In het rapport ‘Rechtvaardigheid in klimaatbeleid’ over de verdeling van klimaatkosten benadrukt de WRR dat de impact van klimaatverandering in de Cariben groter is dan in Europees Nederland. Tegelijkertijd constateert de Raad dat door toedoen van Nederland het Kyoto-protocol en het Akkoord van Parijs alleen voor het Europese deel van het Koninkrijk gelden.
“Een gevolg daarvan is dat het niet-Europese deel uitgesloten is van klimaatdoelstellingen en geen aanspraak kan maken op internationale financiële ondersteuning vanuit deze verdragen. Curaçao, Aruba en Sint Maarten zijn als onderdeel van het Koninkrijk niet onafhankelijk bevoegd tot het sluiten van verdragen, zoals de internationale klimaatafspraken”, staat te lezen in het rapport.
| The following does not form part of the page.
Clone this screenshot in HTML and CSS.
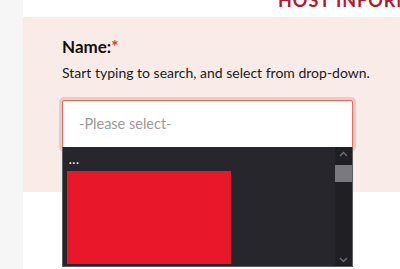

“Ook het Caribisch deel van ons Koninkrijk krijgt te maken met klimaatschade: extreme warmte, droogte en neerslag nemen toe en daardoor ook de kans op schaarste, verslechtering van de leefbaarheid en armoede”, aldus de WRR die orkaan Irma aanhaalt als voorbeeld van de kwetsbaarheid van de eilanden. “Vele huizen en andere gebouwen zijn nog altijd niet hersteld. Orkaan Irma laat zien dat goed doordacht klimaatbeleid, inclusief beleid over het voorkomen en repareren van klimaatschade, essentieel is voor het gehele Koninkrijk der Nederlanden.”
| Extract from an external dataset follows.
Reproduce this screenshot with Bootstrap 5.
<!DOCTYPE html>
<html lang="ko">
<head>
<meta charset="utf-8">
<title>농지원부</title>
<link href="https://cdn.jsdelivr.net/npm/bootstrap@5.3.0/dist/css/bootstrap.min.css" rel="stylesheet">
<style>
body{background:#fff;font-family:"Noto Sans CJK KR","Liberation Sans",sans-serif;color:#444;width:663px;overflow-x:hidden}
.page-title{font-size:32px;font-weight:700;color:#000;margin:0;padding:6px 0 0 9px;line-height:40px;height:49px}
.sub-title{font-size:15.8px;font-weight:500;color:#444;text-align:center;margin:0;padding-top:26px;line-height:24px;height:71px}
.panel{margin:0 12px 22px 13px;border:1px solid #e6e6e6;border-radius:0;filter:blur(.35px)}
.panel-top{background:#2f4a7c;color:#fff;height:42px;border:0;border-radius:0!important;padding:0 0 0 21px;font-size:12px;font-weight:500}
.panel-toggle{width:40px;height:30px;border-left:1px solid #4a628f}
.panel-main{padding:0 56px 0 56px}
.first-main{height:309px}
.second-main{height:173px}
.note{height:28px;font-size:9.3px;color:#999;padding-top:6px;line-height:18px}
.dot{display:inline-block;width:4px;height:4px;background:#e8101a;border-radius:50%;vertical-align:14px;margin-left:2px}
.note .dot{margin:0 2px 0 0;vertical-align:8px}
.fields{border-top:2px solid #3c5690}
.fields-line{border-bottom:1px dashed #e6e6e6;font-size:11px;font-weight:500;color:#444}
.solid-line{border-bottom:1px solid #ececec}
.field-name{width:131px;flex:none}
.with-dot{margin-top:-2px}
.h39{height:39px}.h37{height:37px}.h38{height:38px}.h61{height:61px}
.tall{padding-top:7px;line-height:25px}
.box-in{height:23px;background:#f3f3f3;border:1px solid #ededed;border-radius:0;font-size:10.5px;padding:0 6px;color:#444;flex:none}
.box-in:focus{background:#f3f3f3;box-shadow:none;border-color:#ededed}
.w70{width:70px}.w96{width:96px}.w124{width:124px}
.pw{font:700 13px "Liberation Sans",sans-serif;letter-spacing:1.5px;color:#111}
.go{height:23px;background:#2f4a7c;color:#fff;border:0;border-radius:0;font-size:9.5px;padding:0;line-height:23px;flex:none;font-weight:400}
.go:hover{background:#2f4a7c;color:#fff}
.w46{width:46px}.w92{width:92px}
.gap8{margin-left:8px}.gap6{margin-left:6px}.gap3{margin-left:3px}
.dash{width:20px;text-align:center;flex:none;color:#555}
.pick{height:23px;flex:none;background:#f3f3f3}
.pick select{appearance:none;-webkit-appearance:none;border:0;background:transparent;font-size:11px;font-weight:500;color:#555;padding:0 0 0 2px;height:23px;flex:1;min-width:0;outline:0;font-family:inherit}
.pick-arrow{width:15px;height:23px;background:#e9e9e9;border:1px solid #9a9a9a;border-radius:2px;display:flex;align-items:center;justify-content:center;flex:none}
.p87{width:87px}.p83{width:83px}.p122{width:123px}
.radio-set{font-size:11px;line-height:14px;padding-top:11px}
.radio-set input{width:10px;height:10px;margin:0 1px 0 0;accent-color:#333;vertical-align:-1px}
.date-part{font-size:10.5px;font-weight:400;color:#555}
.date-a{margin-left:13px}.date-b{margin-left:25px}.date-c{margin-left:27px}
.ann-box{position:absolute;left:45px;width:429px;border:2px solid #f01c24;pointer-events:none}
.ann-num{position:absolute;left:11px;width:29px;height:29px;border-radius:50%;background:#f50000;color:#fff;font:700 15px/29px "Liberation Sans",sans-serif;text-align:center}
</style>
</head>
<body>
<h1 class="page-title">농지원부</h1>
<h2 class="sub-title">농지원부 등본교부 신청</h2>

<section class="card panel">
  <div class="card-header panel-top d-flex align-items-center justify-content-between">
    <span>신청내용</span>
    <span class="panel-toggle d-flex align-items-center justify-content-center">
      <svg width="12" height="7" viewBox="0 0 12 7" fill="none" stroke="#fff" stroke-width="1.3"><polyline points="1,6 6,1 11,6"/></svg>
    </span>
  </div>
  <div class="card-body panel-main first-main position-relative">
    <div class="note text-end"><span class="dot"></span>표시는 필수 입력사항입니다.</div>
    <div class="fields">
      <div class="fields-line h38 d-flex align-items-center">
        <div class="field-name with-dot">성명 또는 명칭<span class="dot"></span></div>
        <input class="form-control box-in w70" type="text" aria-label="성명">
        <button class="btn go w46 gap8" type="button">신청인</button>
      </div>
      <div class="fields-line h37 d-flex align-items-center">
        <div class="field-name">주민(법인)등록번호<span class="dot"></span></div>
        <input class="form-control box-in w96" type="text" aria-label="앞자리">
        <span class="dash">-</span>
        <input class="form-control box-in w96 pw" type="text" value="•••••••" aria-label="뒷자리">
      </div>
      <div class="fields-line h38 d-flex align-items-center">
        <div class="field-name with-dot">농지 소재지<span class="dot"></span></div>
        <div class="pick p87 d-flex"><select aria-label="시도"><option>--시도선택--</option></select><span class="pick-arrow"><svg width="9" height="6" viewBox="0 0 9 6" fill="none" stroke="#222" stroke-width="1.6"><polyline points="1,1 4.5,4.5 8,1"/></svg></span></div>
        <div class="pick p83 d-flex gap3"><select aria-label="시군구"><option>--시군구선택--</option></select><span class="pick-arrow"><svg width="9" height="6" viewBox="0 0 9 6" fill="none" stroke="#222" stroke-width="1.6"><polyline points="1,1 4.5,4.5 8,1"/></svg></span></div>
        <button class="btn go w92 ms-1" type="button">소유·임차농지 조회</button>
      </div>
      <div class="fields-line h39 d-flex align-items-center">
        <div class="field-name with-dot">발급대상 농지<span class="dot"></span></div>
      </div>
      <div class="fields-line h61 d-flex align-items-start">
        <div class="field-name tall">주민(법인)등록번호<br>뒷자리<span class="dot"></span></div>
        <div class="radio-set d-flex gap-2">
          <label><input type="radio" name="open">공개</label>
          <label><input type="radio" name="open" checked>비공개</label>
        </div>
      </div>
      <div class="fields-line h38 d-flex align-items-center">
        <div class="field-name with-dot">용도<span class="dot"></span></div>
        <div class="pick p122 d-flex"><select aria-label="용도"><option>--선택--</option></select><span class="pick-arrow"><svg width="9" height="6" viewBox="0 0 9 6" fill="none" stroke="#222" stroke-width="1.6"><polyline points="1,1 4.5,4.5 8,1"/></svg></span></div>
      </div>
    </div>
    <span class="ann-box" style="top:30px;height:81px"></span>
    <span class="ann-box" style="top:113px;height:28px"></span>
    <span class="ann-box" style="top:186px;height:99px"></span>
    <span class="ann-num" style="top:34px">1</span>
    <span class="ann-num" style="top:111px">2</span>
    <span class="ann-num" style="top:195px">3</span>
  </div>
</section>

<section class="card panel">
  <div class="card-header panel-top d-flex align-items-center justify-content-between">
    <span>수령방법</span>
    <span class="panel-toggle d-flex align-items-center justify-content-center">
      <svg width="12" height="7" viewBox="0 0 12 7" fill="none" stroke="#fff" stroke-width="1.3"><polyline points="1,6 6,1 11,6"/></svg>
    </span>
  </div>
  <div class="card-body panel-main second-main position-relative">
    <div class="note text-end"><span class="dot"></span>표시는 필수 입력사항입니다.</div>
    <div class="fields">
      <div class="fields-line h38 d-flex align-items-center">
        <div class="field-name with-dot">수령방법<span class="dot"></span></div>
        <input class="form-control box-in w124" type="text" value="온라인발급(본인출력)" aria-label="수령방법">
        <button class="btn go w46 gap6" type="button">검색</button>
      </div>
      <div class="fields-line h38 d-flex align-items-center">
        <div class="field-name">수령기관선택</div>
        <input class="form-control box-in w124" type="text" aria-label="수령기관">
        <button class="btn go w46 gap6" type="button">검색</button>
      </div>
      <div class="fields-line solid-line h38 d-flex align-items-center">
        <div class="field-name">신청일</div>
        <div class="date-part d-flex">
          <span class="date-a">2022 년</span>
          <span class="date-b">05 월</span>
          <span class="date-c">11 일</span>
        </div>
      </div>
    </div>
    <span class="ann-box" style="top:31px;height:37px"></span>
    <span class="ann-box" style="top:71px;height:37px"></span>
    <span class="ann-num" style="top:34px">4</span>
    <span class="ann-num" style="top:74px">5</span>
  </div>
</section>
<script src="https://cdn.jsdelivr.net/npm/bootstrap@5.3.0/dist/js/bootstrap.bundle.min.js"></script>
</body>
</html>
De Caribische delen van het Koninkrijk hebben niet alleen geen toegang tot internationale fondsen, ook kunnen zij geen aanspraak maken op nationale fondsen. Dat geldt zelfs voor de bijzondere gemeenten Bonaire, Sint Eustatius en Saba, waarvoor evenmin een plek in het Nationaal Deltaprogramma is. Staatssecretaris Van Huffelen heeft beloofd o.a. het SDE-fonds voor verduurzaming open te stellen voor de (ei)landen, maar daar lijkt weinig schot in te zitten.
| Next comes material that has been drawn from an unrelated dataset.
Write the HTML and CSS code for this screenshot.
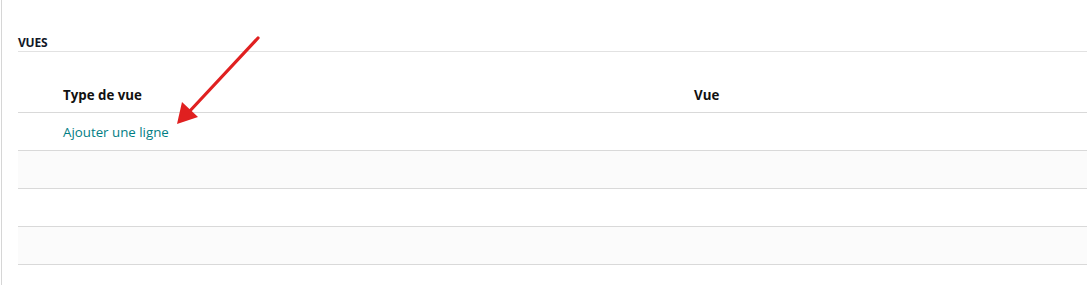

Intussen bereidt Greenpeace Nederland een rechtszaak voor om via de rechter af te dwingen dat de Nederlandse regering zich actiever bekommert om de gevolgen van klimaatverandering in de Cariben. Na de verschijning van een alarmerend rapport van wetenschappers van de VU dat in de loop van deze eeuw grote delen van Bonaire door de zee dreigen te worden verzwolgen, heeft minister voor Klimaat en Energie Jetten een kwartiermaker voor het inrichten van de Klimaattafel Bonaire aangesteld. Maar diens collega Harbers van Infrastructuur en Waterstaat wekt vooralsnog niet de indruk de klimaatrisico’s op de BES-eilanden serieus te nemen.
Aanbevelingen WRR
Rechtvaardigheid moet, net als doelmatigheid en rechtmatigheid, een belangrijke pijler zijn van het Nederlandse klimaatbeleid. Het klimaat en het klimaatbeleid zullen de komende decennia veranderen. Niet alleen moet de CO2-uitstoot in 2050 teruggebracht zijn tot netto nul, ook zal Nederland steeds meer te maken krijgen met een stijgende zeespiegel en extreem weer. Deze opgaven gaan gepaard met hoge kosten. Als de verdeling van deze klimaatkosten niet als rechtvaardig wordt ervaren, dan komt het draagvlak voor het klimaatbeleid onder druk. In het rapport ‘Rechtvaardigheid in klimaatbeleid. Over de verdeling van klimaatkosten’ doet de WRR daarom drie aanbevelingen: (1) Verbreed het debat en behandel het klimaatbeleid als een verdelingsvraagstuk. (2) Veranker de aandacht voor rechtvaardigheid in het beleidsproces door verdelingsbeginselen stelselmatig en vroegtijdig expliciet te maken. (3) Zorg voor institutionele borging en toetsing van de aandacht voor een rechtvaardige verdeling van klimaatkosten.